C’est d’ailleurs la raison pour laquelle les jeunes pilotes ont refusé de monter dans ces appareils au motif, qu’ils n’ont pas confiance en leur degré de conformité. Il a fallu rappeler les anciens pilotes pour les faire voler le 20 janvier 2016 moyennant des primes de risque. Cette situation n’a jamais été tirée au clair. Elle est devenue un autre scandale de plus. Nous savons que malgré les dépenses faramineuses pour l’année 2015 relatives à la loi de programmation militaire se chiffrant à 104 milliards F CFA, les FAMA dans les zones de crises ne sont pas dans les conditions de travail et de séjour selon un des leurs. Dans ces conditions, que peut faire une armée peu équipée pour une telle mission délicate, si l’essentiel de son budget va dans les canaux de la corruption ?

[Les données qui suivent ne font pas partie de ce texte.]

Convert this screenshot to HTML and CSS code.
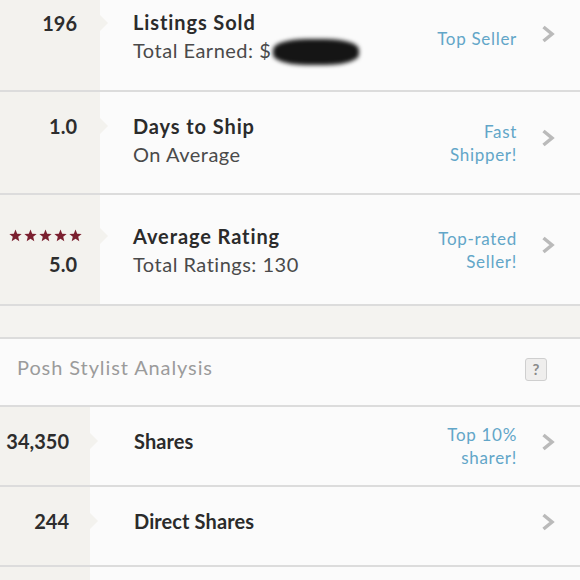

La troisième raison est semble-t-il liée également à la surfacturation dans l’achat de matériel et d’équipements militaires dans lequel, une paire de chaussettes a coûté 30 000F CFA, et pour les autres équipements, n’en parlons pas. Si les vieux hélicos ont été surfacturés au prix du neuf, il va s’en dire que le coût de l’entretien lourd non prévu dans le budget d’État va poser problème par rapport à son délai d’amortissement. Alors le fond a été atteint certainement pour priver les FAMA de leur dotation réelle et efficace ?
Le chef suprême des armées maliennes, doit-il s’offusquer pour cela devant le peuple malien, puisque lui-même a été mis au courant de tous les engagements et il a donné son accord pour tous selon l’ancien ministre de la défense, surnommé le ‘’Hérisson Soumeylou Boubèye Maïga’’ lors d’une de ces sorties. Notre surprise a été que le Président IBK n’a jamais démenti cette version de son ancien ministre de la défense. Finalement les FAMA et le peuple malien n’ont que leurs yeux pour pleurer.